Founding Principal / Architect
As an original founder of Dekker/Perich/Sabatini, Dale has extensive experience in architecture and planning projects that are socially, economically, and environmentally sustainable. Dale's contributions to architecture include high-tech, one-of-a-kind research facilities for Sandia National Labs, award-winning school designs across the Southwest, and large-scale master planning projects, such as the UNM Master Plan Update.

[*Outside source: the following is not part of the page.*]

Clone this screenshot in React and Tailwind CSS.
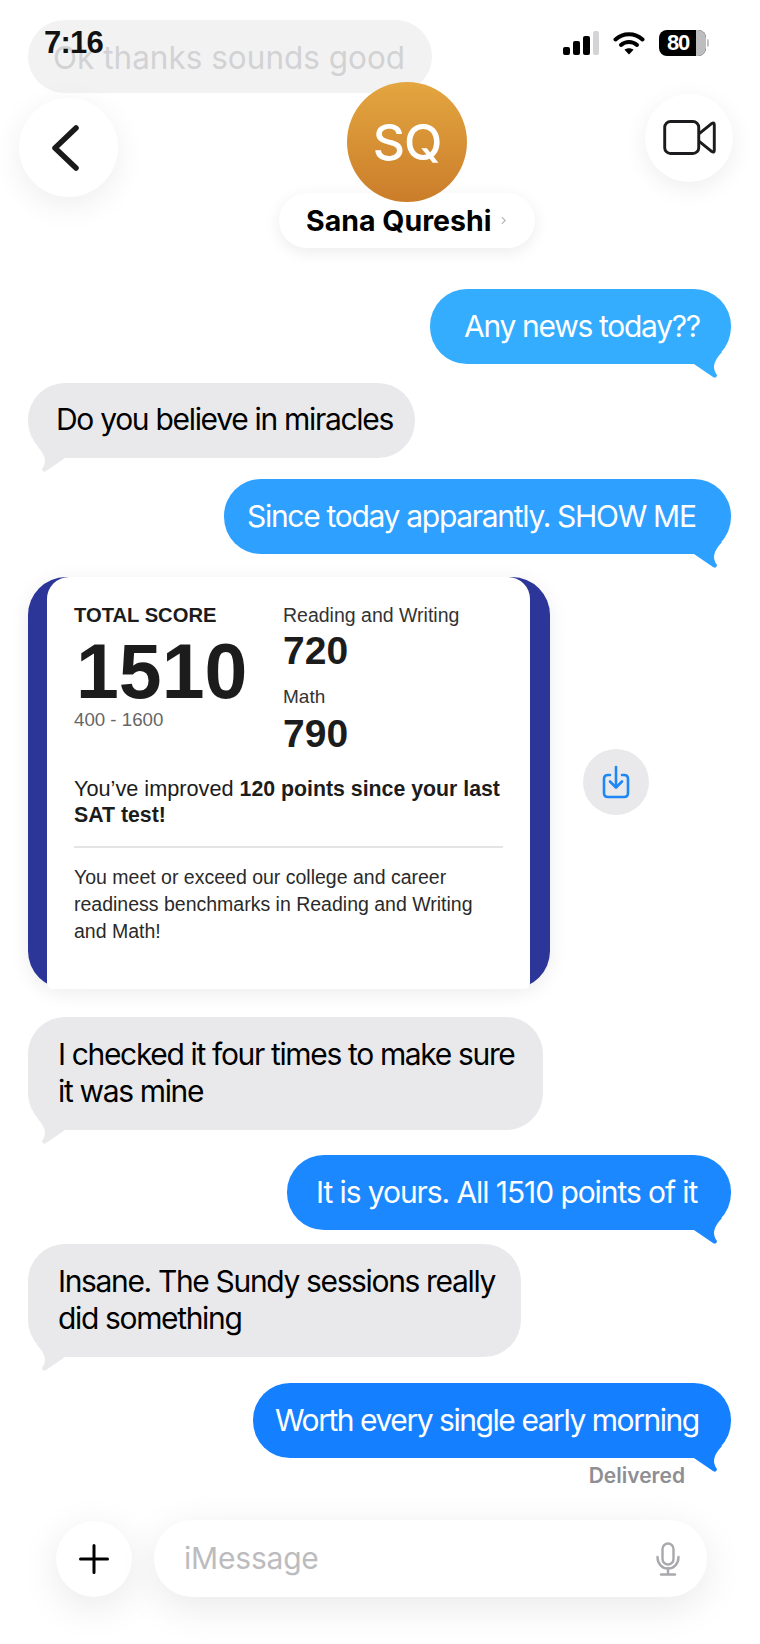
import React from "react";

const sf = "font-['Inter','Liberation_Sans',sans-serif]";
const helv = "font-['Liberation_Sans',Arial,sans-serif]";

function Tail({ color, left }) {
  return (
    <svg
      width="40"
      height="30"
      viewBox="0 0 40 30"
      className={`absolute bottom-[-16px] ${left ? "left-0 -scale-x-100" : "right-0"}`}
      fill={color}
    >
      <path d="M0 12 L22 27 Q25.5 29 26 25 C21 18 22 12 31 2 L20 0 Z" />
    </svg>
  );
}

function Sent({ color, bg, className, children }) {
  return (
    <div className={`relative self-end h-[75px] rounded-[37px] flex items-center pb-[1px] text-white ${bg} ${className}`}>
      <span className="whitespace-nowrap">{children}</span>
      <Tail color={color} />
    </div>
  );
}

function Received({ className, children }) {
  return (
    <div className={`relative self-start rounded-[37px] bg-[#e9e9eb] flex items-center pb-[2px] text-black ${className}`}>
      <span className="whitespace-pre-line">{children}</span>
      <Tail color="#e9e9eb" left />
    </div>
  );
}

function StatusBar() {
  return (
    <div className="absolute top-[26px] left-0 right-0 flex items-center justify-between pl-[44px] pr-[51px] z-20">
      <span className={`${helv} text-[31px] leading-[34px] font-bold text-[#111] tracking-[-0.8px]`}>7:16</span>
      <div className="flex items-center gap-[14px]">
        <svg width="36" height="26" viewBox="0 0 36 26">
          <rect x="0" y="17" width="7" height="8" rx="2" fill="#000" />
          <rect x="10" y="11" width="7" height="14" rx="2" fill="#000" />
          <rect x="20" y="6" width="7" height="19" rx="2" fill="#000" />
          <rect x="30" y="1" width="6" height="24" rx="2" fill="#d4d4d6" />
        </svg>
        <svg width="32" height="24" viewBox="0 0 32 24" fill="none" stroke="#000" strokeWidth="4" strokeLinecap="round">
          <path d="M2.5 8.5 C10 1.5 22 1.5 29.5 8.5" />
          <path d="M8 14 C12.5 10 19.5 10 24 14" />
          <path d="M16 23.5 L11.5 18.8 C14 16.8 18 16.8 20.5 18.8 Z" fill="#000" stroke="none" />
        </svg>
        <div className="flex items-center">
          <div className="relative w-[47px] h-[26px] rounded-[8px] bg-[#000] overflow-hidden flex items-center pl-[8px]">
            <div className="absolute right-0 top-0 bottom-0 w-[10px] bg-[#bdbdbf]" />
            <span className={`relative ${helv} text-[22px] font-bold text-white leading-none`}>80</span>
          </div>
          <div className="w-[2px] h-[8px] ml-[1px] rounded-r bg-[#c4c4c6]" />
        </div>
      </div>
    </div>
  );
}

function Header() {
  return (
    <>
      <div className="absolute left-[19px] top-[98px] w-[99px] h-[99px] rounded-full bg-white shadow-[0_8px_32px_rgba(0,0,0,0.07)] flex items-center justify-center">
        <svg width="30" height="46" viewBox="0 0 30 46" fill="none" stroke="#1a1a1a" strokeWidth="5.5" strokeLinecap="round" strokeLinejoin="round" className="-ml-[5px]">
          <path d="M25 3 L4 23 L25 43" />
        </svg>
      </div>
      <div className="absolute right-[27px] top-[94px] w-[88px] h-[88px] rounded-full bg-white shadow-[0_6px_24px_rgba(0,0,0,0.07)] flex items-center justify-center">
        <svg width="53" height="35" viewBox="0 0 54 36" fill="none" stroke="#1c1c1e" strokeWidth="3" strokeLinejoin="round" className="-mt-[2px]">
          <rect x="1.5" y="1.5" width="35" height="33" rx="6" />
          <path d="M37 14 L50 3.5 Q52.5 2 52.5 5 L52.5 31 Q52.5 34 50 32.5 L37 22" />
        </svg>
      </div>
      <div className="absolute left-[279px] top-[193px] w-[256px] h-[55px] rounded-[28px] bg-white shadow-[0_4px_16px_rgba(0,0,0,0.08)] flex items-center pl-[27px]">
        <span className={`${sf} text-[28.5px] font-bold text-black tracking-normal whitespace-nowrap`}>Sana Qureshi</span>
        <svg width="5" height="9" viewBox="0 0 6 10" fill="none" stroke="#b5b5b8" strokeWidth="1.4" className="ml-[10px]">
          <path d="M1 1 L5 5 L1 9" />
        </svg>
      </div>
      <div className="absolute left-[347px] top-[82px] w-[120px] h-[120px] rounded-full bg-gradient-to-b from-[#e3a640] to-[#cb7d2a] flex items-center justify-center">
        <span className={`${sf} text-[50px] font-medium text-white tracking-[-1px]`}>SQ</span>
      </div>
    </>
  );
}

function ScoreCard() {
  return (
    <div className="flex items-center mt-[23px]">
      <div className="w-[522px] h-[412px] rounded-[38px] bg-[#2c3598] pl-[19px] pr-[20px] shadow-[0_4px_20px_rgba(0,0,0,0.08)]">
        <div className={`${helv} h-full bg-white rounded-t-[22px] rounded-b-[6px] pl-[27px] pr-[24px] pt-[26px] text-[#1c1c1c] tracking-normal`}>
          <div className="flex">
            <div className="w-[209px]">
              <div className="text-[20.2px] leading-[24px] font-bold">TOTAL SCORE</div>
              <div className="text-[77px] leading-[74px] font-bold mt-[7px] ml-[2px]">1510</div>
              <div className="text-[18.7px] leading-[20px] text-[#666] mt-[2px]">400 - 1600</div>
            </div>
            <div>
              <div className="text-[19.5px] leading-[24px] text-[#333]">Reading and Writing</div>
              <div className="text-[39px] leading-[44px] font-bold mt-[2px]">720</div>
              <div className="text-[19px] leading-[24px] text-[#333] mt-[12px]">Math</div>
              <div className="text-[39px] leading-[44px] font-bold mt-[3px]">790</div>
            </div>
          </div>
          <p className="text-[21.7px] leading-[26px] mt-[20px] whitespace-pre-line">
            You’ve improved <b className="text-[21.3px]">120 points since your last{"\n"}SAT test!</b>
          </p>
          <div className="h-[2px] bg-[#e4e4e6] mt-[18px] w-[429px]" />
          <p className="text-[19.5px] leading-[27px] text-[#2a2a2a] mt-[16px] whitespace-pre-line">
            {"You meet or exceed our college and career\nreadiness benchmarks in Reading and Writing\nand Math!"}
          </p>
        </div>
      </div>
      <div className="w-[66px] h-[66px] ml-[33px] mt-[-2px] rounded-full bg-[#e9e9eb] flex items-center justify-center">
        <svg width="28" height="34" viewBox="0 0 28 34" fill="none" stroke="#1f86f5" strokeWidth="2.6" strokeLinecap="round" strokeLinejoin="round">
          <path d="M8 10 L6 10 Q2 10 2 14 L2 28 Q2 32 6 32 L22 32 Q26 32 26 28 L26 14 Q26 10 22 10 L20 10" />
          <path d="M14 2 L14 22" />
          <path d="M8 16.5 L14 22.5 L20 16.5" />
        </svg>
      </div>
    </div>
  );
}

function Composer() {
  return (
    <div className="flex items-center mt-[30px] pl-[56px]">
      <div className="w-[76px] h-[76px] rounded-full bg-white shadow-[0_10px_40px_rgba(0,0,0,0.09)] flex items-center justify-center">
        <svg width="30" height="30" viewBox="0 0 30 30" stroke="#000" strokeWidth="3" strokeLinecap="round">
          <path d="M15 1.5 L15 28.5 M1.5 15 L28.5 15" />
        </svg>
      </div>
      <div className="w-[553px] h-[77px] ml-[22px] rounded-[38px] bg-white shadow-[0_10px_40px_rgba(0,0,0,0.09)] flex items-center justify-between pl-[30px] pr-[27px]">
        <span className="text-[30px] text-[#bcbcbf] tracking-[-0.2px]">iMessage</span>
        <svg width="24" height="34" viewBox="0 0 24 34" fill="none" stroke="#a9a9ad" strokeWidth="2.4" strokeLinecap="round">
          <rect x="6.5" y="1.5" width="11" height="21" rx="5.5" />
          <path d="M1.5 15 C1.5 22 6 26.5 12 26.5 C18 26.5 22.5 22 22.5 15" />
          <path d="M12 26.5 L12 32.5 M5 32.5 L19 32.5" />
        </svg>
      </div>
    </div>
  );
}

export default function App() {
  return (
    <div className={`relative w-[760px] h-[1644px] overflow-hidden bg-white ${sf} text-[30px] leading-[37px] tracking-[-1.3px]`}>
      <StatusBar />
      <Header />
      <div className="flex flex-col pt-[20px] pl-[28px] pr-[29px]">
        <div className="self-start w-[404px] h-[73px] rounded-[37px] bg-[#f2f2f3] flex items-center pl-[25px] pt-[2px] text-[31.5px] tracking-normal text-[#d2d2d4]">
          Ok thanks sounds good
        </div>
        <Sent color="#34adff" bg="bg-[#34adff]" className="mt-[196px] w-[301px] pl-[34px]">Any news today??</Sent>
        <Received className="mt-[19px] h-[75px] w-[387px] pl-[28px]">Do you believe in miracles</Received>
        <Sent color="#2ea0ff" bg="bg-[#2ea0ff]" className="mt-[21px] w-[507px] pl-[23px]">Since today apparantly. SHOW ME</Sent>
        <ScoreCard />
        <Received className="mt-[28px] h-[113px] w-[515px] pl-[30px] tracking-[-1.35px]">{"I checked it four times to make sure\nit was mine"}</Received>
        <Sent color="#1b88ff" bg="bg-[#1b88ff]" className="mt-[25px] w-[444px] pl-[29px] tracking-[-1.08px]">It is yours. All 1510 points of it</Sent>
        <Received className="mt-[14px] h-[113px] w-[493px] pl-[30px] tracking-[-1.35px]">{"Insane. The Sundy sessions really\ndid something"}</Received>
        <Sent color="#1580ff" bg="bg-[#1580ff]" className="mt-[26px] w-[478px] pl-[22px] tracking-[-1.45px]">Worth every single early morning</Sent>
        <div className="self-end mr-[46px] mt-[4px] text-[21px] leading-[28px] font-semibold text-[#8e8e93] tracking-normal">Delivered</div>
      </div>
      <Composer />
    </div>
  );
}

Raised in Albuquerque, Dale has developed an extensive network of individuals and companies that are routinely brought together to create successful projects. “The built environment is part of what defines a community," said Dale. “As community builders, we recognize that developing effective relationships throughout the community is pivotal in being able to create quality places." A recent example of Dale's complex collaborations is the nationally recognized renovation and adaptive reuse of the old Albuquerque High School into new modern lofts. The private-public partnership successfully preserved one of the more architecturally and historically significant structures in Albuquerque.
Dale is also involved in enhancing the quality of life in his community by participating as a volunteer on a variety of boards and commissions. Dale is a member of the Economic Forum, the Executive Committee of Albuquerque Economic Development (AED), Board Member and Past Chair of NAIOP, Past-District Council Chair of the Urban Land Institute (ULI), and was appointed by Governor Susana Martinez to the Construction Industries Commission and the State of New Mexico Workforce Solutions Development Board. Dale also serves on a variety of non-profit boards, including the Albuquerque Public Schools Foundation and the Central New Mexico Community College Foundation.
As an experienced architect and planner, Dale is committed to building a better state and community. He is currently leading an effort for the Greater Albuquerque Chamber of Commerce, called the 2065 Plan that is intended to take a long-range look at what the city and region might look like 50 years from today.